Write out the listing below without alteration, omitting its pictures.

━━━━━━━━━━

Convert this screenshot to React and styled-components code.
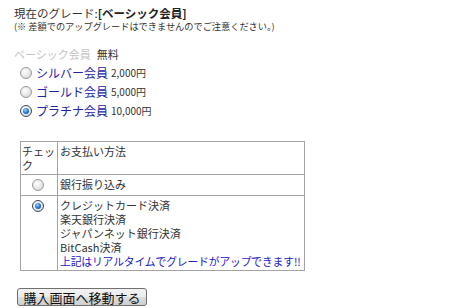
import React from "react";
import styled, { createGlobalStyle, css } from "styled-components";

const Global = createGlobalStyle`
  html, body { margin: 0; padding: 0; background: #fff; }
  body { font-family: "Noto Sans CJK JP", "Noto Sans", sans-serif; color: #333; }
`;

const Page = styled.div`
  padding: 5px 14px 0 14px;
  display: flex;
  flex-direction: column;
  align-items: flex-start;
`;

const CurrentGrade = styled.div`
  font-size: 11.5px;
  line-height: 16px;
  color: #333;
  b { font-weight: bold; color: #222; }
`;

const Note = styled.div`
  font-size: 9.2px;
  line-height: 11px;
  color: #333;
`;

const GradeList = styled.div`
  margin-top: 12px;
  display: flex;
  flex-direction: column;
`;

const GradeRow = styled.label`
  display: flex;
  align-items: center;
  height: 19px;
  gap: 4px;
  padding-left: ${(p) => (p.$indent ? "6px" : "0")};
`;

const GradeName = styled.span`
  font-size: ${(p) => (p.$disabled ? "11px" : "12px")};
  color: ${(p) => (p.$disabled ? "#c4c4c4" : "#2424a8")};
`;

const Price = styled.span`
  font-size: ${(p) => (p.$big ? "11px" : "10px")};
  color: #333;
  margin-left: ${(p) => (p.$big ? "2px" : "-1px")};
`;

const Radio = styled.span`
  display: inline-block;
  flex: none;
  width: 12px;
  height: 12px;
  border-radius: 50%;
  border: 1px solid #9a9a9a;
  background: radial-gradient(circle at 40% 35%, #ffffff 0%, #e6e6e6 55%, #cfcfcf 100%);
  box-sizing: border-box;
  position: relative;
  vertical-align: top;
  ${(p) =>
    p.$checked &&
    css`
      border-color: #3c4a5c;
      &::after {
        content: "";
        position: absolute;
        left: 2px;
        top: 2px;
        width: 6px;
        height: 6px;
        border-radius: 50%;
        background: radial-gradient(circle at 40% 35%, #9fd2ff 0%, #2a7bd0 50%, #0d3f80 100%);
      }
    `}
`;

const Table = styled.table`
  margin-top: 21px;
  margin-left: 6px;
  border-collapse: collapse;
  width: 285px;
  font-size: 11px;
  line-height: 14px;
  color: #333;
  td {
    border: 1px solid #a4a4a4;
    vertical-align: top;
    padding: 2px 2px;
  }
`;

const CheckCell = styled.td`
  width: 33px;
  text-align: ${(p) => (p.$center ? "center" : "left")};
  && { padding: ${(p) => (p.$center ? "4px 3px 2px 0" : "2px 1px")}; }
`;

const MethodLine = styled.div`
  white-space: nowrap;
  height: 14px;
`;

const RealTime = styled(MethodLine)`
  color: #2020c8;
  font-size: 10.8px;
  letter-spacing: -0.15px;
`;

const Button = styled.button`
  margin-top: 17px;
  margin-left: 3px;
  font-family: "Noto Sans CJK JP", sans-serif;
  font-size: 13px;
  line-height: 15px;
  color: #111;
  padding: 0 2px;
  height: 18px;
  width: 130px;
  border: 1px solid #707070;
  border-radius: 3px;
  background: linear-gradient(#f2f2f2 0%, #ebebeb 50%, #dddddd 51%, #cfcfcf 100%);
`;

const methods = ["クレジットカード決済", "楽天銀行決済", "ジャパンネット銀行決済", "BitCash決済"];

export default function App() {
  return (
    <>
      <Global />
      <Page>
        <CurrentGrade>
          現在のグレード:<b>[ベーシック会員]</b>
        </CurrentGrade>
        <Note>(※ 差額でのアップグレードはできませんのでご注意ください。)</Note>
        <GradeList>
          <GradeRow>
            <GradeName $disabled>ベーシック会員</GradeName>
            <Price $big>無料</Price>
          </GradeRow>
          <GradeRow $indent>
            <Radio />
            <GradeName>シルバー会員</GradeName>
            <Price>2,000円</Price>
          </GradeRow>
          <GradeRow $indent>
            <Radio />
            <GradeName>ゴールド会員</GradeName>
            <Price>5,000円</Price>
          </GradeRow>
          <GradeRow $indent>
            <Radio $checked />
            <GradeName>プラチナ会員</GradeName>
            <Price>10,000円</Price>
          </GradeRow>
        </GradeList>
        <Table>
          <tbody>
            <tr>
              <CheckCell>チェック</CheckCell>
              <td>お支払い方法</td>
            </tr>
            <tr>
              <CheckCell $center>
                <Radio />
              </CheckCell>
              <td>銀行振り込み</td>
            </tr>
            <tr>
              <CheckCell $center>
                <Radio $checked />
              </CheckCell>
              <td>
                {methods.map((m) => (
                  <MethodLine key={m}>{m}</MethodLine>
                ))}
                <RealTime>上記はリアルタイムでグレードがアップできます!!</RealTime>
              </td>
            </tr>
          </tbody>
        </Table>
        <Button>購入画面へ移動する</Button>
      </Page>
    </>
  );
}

━━━━━━━━━━

Task response:
Convert this screenshot to React and styled-components code.
import React from "react";
import styled, { createGlobalStyle, css } from "styled-components";

const Global = createGlobalStyle`
  html, body { margin: 0; padding: 0; background: #fff; }
  body { font-family: "Noto Sans CJK JP", "Noto Sans", sans-serif; color: #333; }
`;

const Page = styled.div`
  padding: 5px 14px 0 14px;
  display: flex;
  flex-direction: column;
  align-items: flex-start;
`;

const CurrentGrade = styled.div`
  font-size: 11.5px;
  line-height: 16px;
  color: #333;
  b { font-weight: bold; color: #222; }
`;

const Note = styled.div`
  font-size: 9.2px;
  line-height: 11px;
  color: #333;
`;

const GradeList = styled.div`
  margin-top: 12px;
  display: flex;
  flex-direction: column;
`;

const GradeRow = styled.label`
  display: flex;
  align-items: center;
  height: 19px;
  gap: 4px;
  padding-left: ${(p) => (p.$indent ? "6px" : "0")};
`;

const GradeName = styled.span`
  font-size: ${(p) => (p.$disabled ? "11px" : "12px")};
  color: ${(p) => (p.$disabled ? "#c4c4c4" : "#2424a8")};
`;

const Price = styled.span`
  font-size: ${(p) => (p.$big ? "11px" : "10px")};
  color: #333;
  margin-left: ${(p) => (p.$big ? "2px" : "-1px")};
`;

const Radio = styled.span`
  display: inline-block;
  flex: none;
  width: 12px;
  height: 12px;
  border-radius: 50%;
  border: 1px solid #9a9a9a;
  background: radial-gradient(circle at 40% 35%, #ffffff 0%, #e6e6e6 55%, #cfcfcf 100%);
  box-sizing: border-box;
  position: relative;
  vertical-align: top;
  ${(p) =>
    p.$checked &&
    css`
      border-color: #3c4a5c;
      &::after {
        content: "";
        position: absolute;
        left: 2px;
        top: 2px;
        width: 6px;
        height: 6px;
        border-radius: 50%;
        background: radial-gradient(circle at 40% 35%, #9fd2ff 0%, #2a7bd0 50%, #0d3f80 100%);
      }
    `}
`;

const Table = styled.table`
  margin-top: 21px;
  margin-left: 6px;
  border-collapse: collapse;
  width: 285px;
  font-size: 11px;
  line-height: 14px;
  color: #333;
  td {
    border: 1px solid #a4a4a4;
    vertical-align: top;
    padding: 2px 2px;
  }
`;

const CheckCell = styled.td`
  width: 33px;
  text-align: ${(p) => (p.$center ? "center" : "left")};
  && { padding: ${(p) => (p.$center ? "4px 3px 2px 0" : "2px 1px")}; }
`;

const MethodLine = styled.div`
  white-space: nowrap;
  height: 14px;
`;

const RealTime = styled(MethodLine)`
  color: #2020c8;
  font-size: 10.8px;
  letter-spacing: -0.15px;
`;

const Button = styled.button`
  margin-top: 17px;
  margin-left: 3px;
  font-family: "Noto Sans CJK JP", sans-serif;
  font-size: 13px;
  line-height: 15px;
  color: #111;
  padding: 0 2px;
  height: 18px;
  width: 130px;
  border: 1px solid #707070;
  border-radius: 3px;
  background: linear-gradient(#f2f2f2 0%, #ebebeb 50%, #dddddd 51%, #cfcfcf 100%);
`;

const methods = ["クレジットカード決済", "楽天銀行決済", "ジャパンネット銀行決済", "BitCash決済"];

export default function App() {
  return (
    <>
      <Global />
      <Page>
        <CurrentGrade>
          現在のグレード:<b>[ベーシック会員]</b>
        </CurrentGrade>
        <Note>(※ 差額でのアップグレードはできませんのでご注意ください。)</Note>
        <GradeList>
          <GradeRow>
            <GradeName $disabled>ベーシック会員</GradeName>
            <Price $big>無料</Price>
          </GradeRow>
          <GradeRow $indent>
            <Radio />
            <GradeName>シルバー会員</GradeName>
            <Price>2,000円</Price>
          </GradeRow>
          <GradeRow $indent>
            <Radio />
            <GradeName>ゴールド会員</GradeName>
            <Price>5,000円</Price>
          </GradeRow>
          <GradeRow $indent>
            <Radio $checked />
            <GradeName>プラチナ会員</GradeName>
            <Price>10,000円</Price>
          </GradeRow>
        </GradeList>
        <Table>
          <tbody>
            <tr>
              <CheckCell>チェック</CheckCell>
              <td>お支払い方法</td>
            </tr>
            <tr>
              <CheckCell $center>
                <Radio />
              </CheckCell>
              <td>銀行振り込み</td>
            </tr>
            <tr>
              <CheckCell $center>
                <Radio $checked />
              </CheckCell>
              <td>
                {methods.map((m) => (
                  <MethodLine key={m}>{m}</MethodLine>
                ))}
                <RealTime>上記はリアルタイムでグレードがアップできます!!</RealTime>
              </td>
            </tr>
          </tbody>
        </Table>
        <Button>購入画面へ移動する</Button>
      </Page>
    </>
  );
}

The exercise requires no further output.